-- Task description --
Every line below is to be copied exactly, with the pictures left out.

-- Data lines --

⟨

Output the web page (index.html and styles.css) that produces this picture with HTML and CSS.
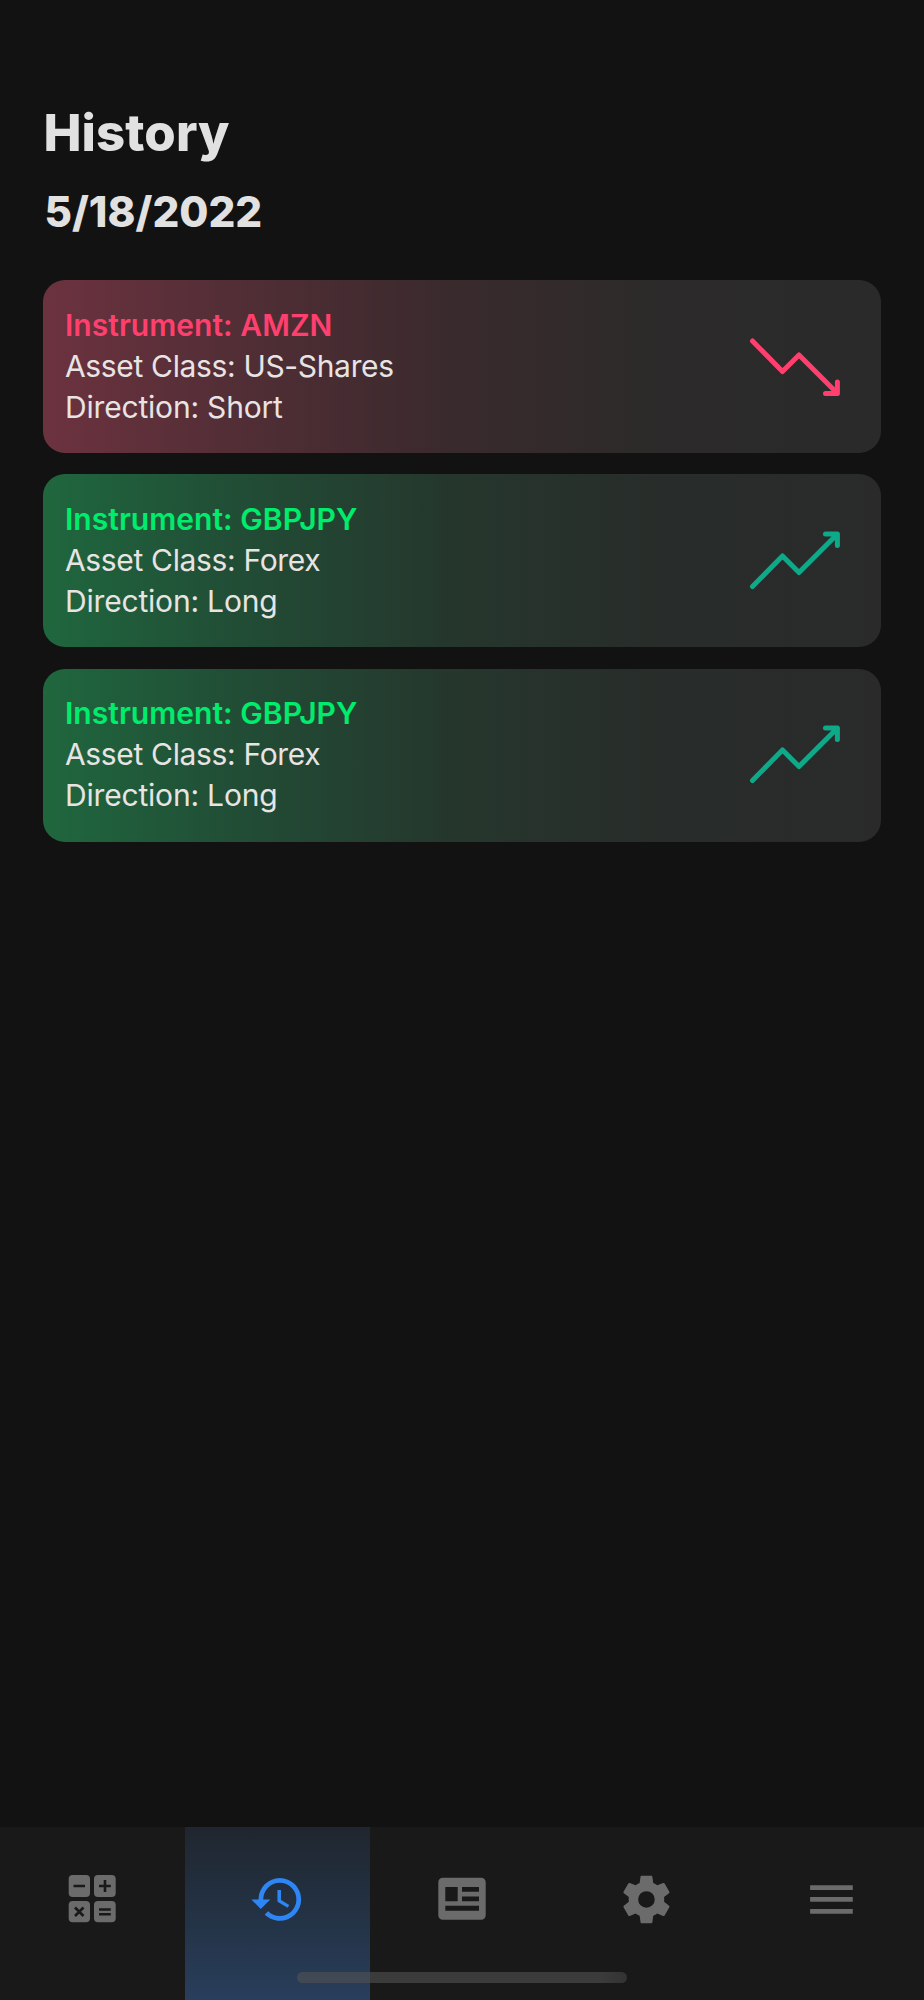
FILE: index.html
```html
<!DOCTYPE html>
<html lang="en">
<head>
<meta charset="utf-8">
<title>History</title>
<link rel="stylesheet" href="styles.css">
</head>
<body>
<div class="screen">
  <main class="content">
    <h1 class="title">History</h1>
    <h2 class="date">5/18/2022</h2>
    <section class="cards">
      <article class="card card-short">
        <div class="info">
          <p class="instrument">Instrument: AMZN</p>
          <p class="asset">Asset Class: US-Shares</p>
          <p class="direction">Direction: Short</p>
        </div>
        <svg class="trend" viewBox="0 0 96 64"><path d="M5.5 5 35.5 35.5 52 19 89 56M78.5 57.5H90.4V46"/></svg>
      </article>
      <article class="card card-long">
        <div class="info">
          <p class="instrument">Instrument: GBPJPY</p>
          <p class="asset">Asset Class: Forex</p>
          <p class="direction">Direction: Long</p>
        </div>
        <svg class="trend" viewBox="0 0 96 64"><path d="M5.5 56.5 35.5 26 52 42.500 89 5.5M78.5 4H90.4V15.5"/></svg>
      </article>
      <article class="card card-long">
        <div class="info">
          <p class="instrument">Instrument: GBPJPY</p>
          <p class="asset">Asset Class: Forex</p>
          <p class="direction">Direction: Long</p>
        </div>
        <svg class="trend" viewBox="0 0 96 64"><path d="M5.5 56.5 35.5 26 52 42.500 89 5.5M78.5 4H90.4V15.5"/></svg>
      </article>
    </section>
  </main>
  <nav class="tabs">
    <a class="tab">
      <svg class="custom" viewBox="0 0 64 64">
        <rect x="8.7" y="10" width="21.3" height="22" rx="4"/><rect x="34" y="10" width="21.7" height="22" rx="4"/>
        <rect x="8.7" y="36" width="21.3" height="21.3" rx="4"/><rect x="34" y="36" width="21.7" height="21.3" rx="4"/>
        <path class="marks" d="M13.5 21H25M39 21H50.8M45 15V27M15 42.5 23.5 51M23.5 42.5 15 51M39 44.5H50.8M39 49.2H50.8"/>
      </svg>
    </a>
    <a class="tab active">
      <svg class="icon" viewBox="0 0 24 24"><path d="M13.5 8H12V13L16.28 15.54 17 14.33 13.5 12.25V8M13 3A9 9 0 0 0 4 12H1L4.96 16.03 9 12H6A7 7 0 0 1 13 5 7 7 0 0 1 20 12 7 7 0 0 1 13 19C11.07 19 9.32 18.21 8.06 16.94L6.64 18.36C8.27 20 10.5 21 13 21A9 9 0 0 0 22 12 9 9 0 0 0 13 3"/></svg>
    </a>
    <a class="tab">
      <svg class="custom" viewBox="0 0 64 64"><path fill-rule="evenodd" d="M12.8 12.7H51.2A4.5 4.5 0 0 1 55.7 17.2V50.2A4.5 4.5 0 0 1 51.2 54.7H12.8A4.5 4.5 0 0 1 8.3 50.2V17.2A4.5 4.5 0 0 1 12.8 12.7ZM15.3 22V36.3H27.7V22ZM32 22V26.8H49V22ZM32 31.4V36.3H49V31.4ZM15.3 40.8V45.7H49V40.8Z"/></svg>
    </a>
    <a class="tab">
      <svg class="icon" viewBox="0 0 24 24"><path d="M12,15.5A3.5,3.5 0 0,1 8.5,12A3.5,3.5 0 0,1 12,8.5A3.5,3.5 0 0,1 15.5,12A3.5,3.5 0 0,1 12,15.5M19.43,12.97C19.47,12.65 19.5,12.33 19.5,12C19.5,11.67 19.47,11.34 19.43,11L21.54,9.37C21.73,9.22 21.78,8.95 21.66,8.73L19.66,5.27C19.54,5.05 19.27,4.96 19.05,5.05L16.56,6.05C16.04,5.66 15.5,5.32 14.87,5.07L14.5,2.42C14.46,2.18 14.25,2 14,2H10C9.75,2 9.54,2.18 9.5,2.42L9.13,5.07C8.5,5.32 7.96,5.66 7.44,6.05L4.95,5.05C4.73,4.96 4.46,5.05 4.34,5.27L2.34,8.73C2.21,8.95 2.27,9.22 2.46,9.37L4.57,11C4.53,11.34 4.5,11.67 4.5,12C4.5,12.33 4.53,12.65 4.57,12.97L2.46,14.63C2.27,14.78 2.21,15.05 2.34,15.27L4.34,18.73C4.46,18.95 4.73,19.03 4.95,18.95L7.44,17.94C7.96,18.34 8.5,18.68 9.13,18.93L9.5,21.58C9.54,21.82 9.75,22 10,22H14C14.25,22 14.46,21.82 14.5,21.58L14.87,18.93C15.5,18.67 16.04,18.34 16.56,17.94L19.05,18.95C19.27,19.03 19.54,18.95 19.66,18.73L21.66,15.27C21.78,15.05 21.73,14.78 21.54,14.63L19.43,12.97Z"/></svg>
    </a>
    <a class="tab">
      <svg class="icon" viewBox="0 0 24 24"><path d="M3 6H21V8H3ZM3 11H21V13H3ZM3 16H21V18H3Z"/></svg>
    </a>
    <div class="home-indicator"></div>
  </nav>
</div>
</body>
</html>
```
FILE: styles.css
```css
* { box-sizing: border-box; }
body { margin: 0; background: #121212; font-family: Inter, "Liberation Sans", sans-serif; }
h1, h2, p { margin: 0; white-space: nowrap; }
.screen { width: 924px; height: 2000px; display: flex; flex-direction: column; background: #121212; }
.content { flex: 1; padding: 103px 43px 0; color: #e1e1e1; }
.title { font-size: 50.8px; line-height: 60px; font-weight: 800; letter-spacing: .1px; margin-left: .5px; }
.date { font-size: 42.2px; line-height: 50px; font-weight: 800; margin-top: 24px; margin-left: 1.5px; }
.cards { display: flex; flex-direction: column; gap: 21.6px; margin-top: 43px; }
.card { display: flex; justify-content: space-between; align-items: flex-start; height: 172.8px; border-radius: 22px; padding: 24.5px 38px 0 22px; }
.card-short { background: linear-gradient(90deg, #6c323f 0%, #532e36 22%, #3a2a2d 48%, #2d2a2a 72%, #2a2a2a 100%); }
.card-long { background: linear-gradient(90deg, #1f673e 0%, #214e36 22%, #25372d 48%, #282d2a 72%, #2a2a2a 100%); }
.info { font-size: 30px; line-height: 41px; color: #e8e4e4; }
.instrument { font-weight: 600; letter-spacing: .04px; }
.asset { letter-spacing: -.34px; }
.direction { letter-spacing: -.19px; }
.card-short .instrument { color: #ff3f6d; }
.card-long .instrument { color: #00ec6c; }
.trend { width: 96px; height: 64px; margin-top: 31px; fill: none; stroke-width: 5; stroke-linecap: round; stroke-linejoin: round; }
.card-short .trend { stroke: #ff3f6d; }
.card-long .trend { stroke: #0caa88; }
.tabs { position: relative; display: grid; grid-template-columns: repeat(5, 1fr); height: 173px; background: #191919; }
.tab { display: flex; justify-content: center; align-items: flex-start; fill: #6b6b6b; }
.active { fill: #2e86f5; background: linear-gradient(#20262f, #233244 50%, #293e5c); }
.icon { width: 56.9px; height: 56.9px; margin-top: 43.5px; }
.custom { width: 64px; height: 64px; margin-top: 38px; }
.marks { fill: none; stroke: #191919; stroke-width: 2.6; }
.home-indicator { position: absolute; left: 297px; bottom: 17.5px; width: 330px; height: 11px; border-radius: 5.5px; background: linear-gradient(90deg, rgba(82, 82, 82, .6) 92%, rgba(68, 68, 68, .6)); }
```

⟩

-- Completed exercise --
Output the web page (index.html and styles.css) that produces this picture with HTML and CSS.
FILE: index.html
```html
<!DOCTYPE html>
<html lang="en">
<head>
<meta charset="utf-8">
<title>History</title>
<link rel="stylesheet" href="styles.css">
</head>
<body>
<div class="screen">
  <main class="content">
    <h1 class="title">History</h1>
    <h2 class="date">5/18/2022</h2>
    <section class="cards">
      <article class="card card-short">
        <div class="info">
          <p class="instrument">Instrument: AMZN</p>
          <p class="asset">Asset Class: US-Shares</p>
          <p class="direction">Direction: Short</p>
        </div>
        <svg class="trend" viewBox="0 0 96 64"><path d="M5.5 5 35.5 35.5 52 19 89 56M78.5 57.5H90.4V46"/></svg>
      </article>
      <article class="card card-long">
        <div class="info">
          <p class="instrument">Instrument: GBPJPY</p>
          <p class="asset">Asset Class: Forex</p>
          <p class="direction">Direction: Long</p>
        </div>
        <svg class="trend" viewBox="0 0 96 64"><path d="M5.5 56.5 35.5 26 52 42.500 89 5.5M78.5 4H90.4V15.5"/></svg>
      </article>
      <article class="card card-long">
        <div class="info">
          <p class="instrument">Instrument: GBPJPY</p>
          <p class="asset">Asset Class: Forex</p>
          <p class="direction">Direction: Long</p>
        </div>
        <svg class="trend" viewBox="0 0 96 64"><path d="M5.5 56.5 35.5 26 52 42.500 89 5.5M78.5 4H90.4V15.5"/></svg>
      </article>
    </section>
  </main>
  <nav class="tabs">
    <a class="tab">
      <svg class="custom" viewBox="0 0 64 64">
        <rect x="8.7" y="10" width="21.3" height="22" rx="4"/><rect x="34" y="10" width="21.7" height="22" rx="4"/>
        <rect x="8.7" y="36" width="21.3" height="21.3" rx="4"/><rect x="34" y="36" width="21.7" height="21.3" rx="4"/>
        <path class="marks" d="M13.5 21H25M39 21H50.8M45 15V27M15 42.5 23.5 51M23.5 42.5 15 51M39 44.5H50.8M39 49.2H50.8"/>
      </svg>
    </a>
    <a class="tab active">
      <svg class="icon" viewBox="0 0 24 24"><path d="M13.5 8H12V13L16.28 15.54 17 14.33 13.5 12.25V8M13 3A9 9 0 0 0 4 12H1L4.96 16.03 9 12H6A7 7 0 0 1 13 5 7 7 0 0 1 20 12 7 7 0 0 1 13 19C11.07 19 9.32 18.21 8.06 16.94L6.64 18.36C8.27 20 10.5 21 13 21A9 9 0 0 0 22 12 9 9 0 0 0 13 3"/></svg>
    </a>
    <a class="tab">
      <svg class="custom" viewBox="0 0 64 64"><path fill-rule="evenodd" d="M12.8 12.7H51.2A4.5 4.5 0 0 1 55.7 17.2V50.2A4.5 4.5 0 0 1 51.2 54.7H12.8A4.5 4.5 0 0 1 8.3 50.2V17.2A4.5 4.5 0 0 1 12.8 12.7ZM15.3 22V36.3H27.7V22ZM32 22V26.8H49V22ZM32 31.4V36.3H49V31.4ZM15.3 40.8V45.7H49V40.8Z"/></svg>
    </a>
    <a class="tab">
      <svg class="icon" viewBox="0 0 24 24"><path d="M12,15.5A3.5,3.5 0 0,1 8.5,12A3.5,3.5 0 0,1 12,8.5A3.5,3.5 0 0,1 15.5,12A3.5,3.5 0 0,1 12,15.5M19.43,12.97C19.47,12.65 19.5,12.33 19.5,12C19.5,11.67 19.47,11.34 19.43,11L21.54,9.37C21.73,9.22 21.78,8.95 21.66,8.73L19.66,5.27C19.54,5.05 19.27,4.96 19.05,5.05L16.56,6.05C16.04,5.66 15.5,5.32 14.87,5.07L14.5,2.42C14.46,2.18 14.25,2 14,2H10C9.75,2 9.54,2.18 9.5,2.42L9.13,5.07C8.5,5.32 7.96,5.66 7.44,6.05L4.95,5.05C4.73,4.96 4.46,5.05 4.34,5.27L2.34,8.73C2.21,8.95 2.27,9.22 2.46,9.37L4.57,11C4.53,11.34 4.5,11.67 4.5,12C4.5,12.33 4.53,12.65 4.57,12.97L2.46,14.63C2.27,14.78 2.21,15.05 2.34,15.27L4.34,18.73C4.46,18.95 4.73,19.03 4.95,18.95L7.44,17.94C7.96,18.34 8.5,18.68 9.13,18.93L9.5,21.58C9.54,21.82 9.75,22 10,22H14C14.25,22 14.46,21.82 14.5,21.58L14.87,18.93C15.5,18.67 16.04,18.34 16.56,17.94L19.05,18.95C19.27,19.03 19.54,18.95 19.66,18.73L21.66,15.27C21.78,15.05 21.73,14.78 21.54,14.63L19.43,12.97Z"/></svg>
    </a>
    <a class="tab">
      <svg class="icon" viewBox="0 0 24 24"><path d="M3 6H21V8H3ZM3 11H21V13H3ZM3 16H21V18H3Z"/></svg>
    </a>
    <div class="home-indicator"></div>
  </nav>
</div>
</body>
</html>
```
FILE: styles.css
```css
* { box-sizing: border-box; }
body { margin: 0; background: #121212; font-family: Inter, "Liberation Sans", sans-serif; }
h1, h2, p { margin: 0; white-space: nowrap; }
.screen { width: 924px; height: 2000px; display: flex; flex-direction: column; background: #121212; }
.content { flex: 1; padding: 103px 43px 0; color: #e1e1e1; }
.title { font-size: 50.8px; line-height: 60px; font-weight: 800; letter-spacing: .1px; margin-left: .5px; }
.date { font-size: 42.2px; line-height: 50px; font-weight: 800; margin-top: 24px; margin-left: 1.5px; }
.cards { display: flex; flex-direction: column; gap: 21.6px; margin-top: 43px; }
.card { display: flex; justify-content: space-between; align-items: flex-start; height: 172.8px; border-radius: 22px; padding: 24.5px 38px 0 22px; }
.card-short { background: linear-gradient(90deg, #6c323f 0%, #532e36 22%, #3a2a2d 48%, #2d2a2a 72%, #2a2a2a 100%); }
.card-long { background: linear-gradient(90deg, #1f673e 0%, #214e36 22%, #25372d 48%, #282d2a 72%, #2a2a2a 100%); }
.info { font-size: 30px; line-height: 41px; color: #e8e4e4; }
.instrument { font-weight: 600; letter-spacing: .04px; }
.asset { letter-spacing: -.34px; }
.direction { letter-spacing: -.19px; }
.card-short .instrument { color: #ff3f6d; }
.card-long .instrument { color: #00ec6c; }
.trend { width: 96px; height: 64px; margin-top: 31px; fill: none; stroke-width: 5; stroke-linecap: round; stroke-linejoin: round; }
.card-short .trend { stroke: #ff3f6d; }
.card-long .trend { stroke: #0caa88; }
.tabs { position: relative; display: grid; grid-template-columns: repeat(5, 1fr); height: 173px; background: #191919; }
.tab { display: flex; justify-content: center; align-items: flex-start; fill: #6b6b6b; }
.active { fill: #2e86f5; background: linear-gradient(#20262f, #233244 50%, #293e5c); }
.icon { width: 56.9px; height: 56.9px; margin-top: 43.5px; }
.custom { width: 64px; height: 64px; margin-top: 38px; }
.marks { fill: none; stroke: #191919; stroke-width: 2.6; }
.home-indicator { position: absolute; left: 297px; bottom: 17.5px; width: 330px; height: 11px; border-radius: 5.5px; background: linear-gradient(90deg, rgba(82, 82, 82, .6) 92%, rgba(68, 68, 68, .6)); }
```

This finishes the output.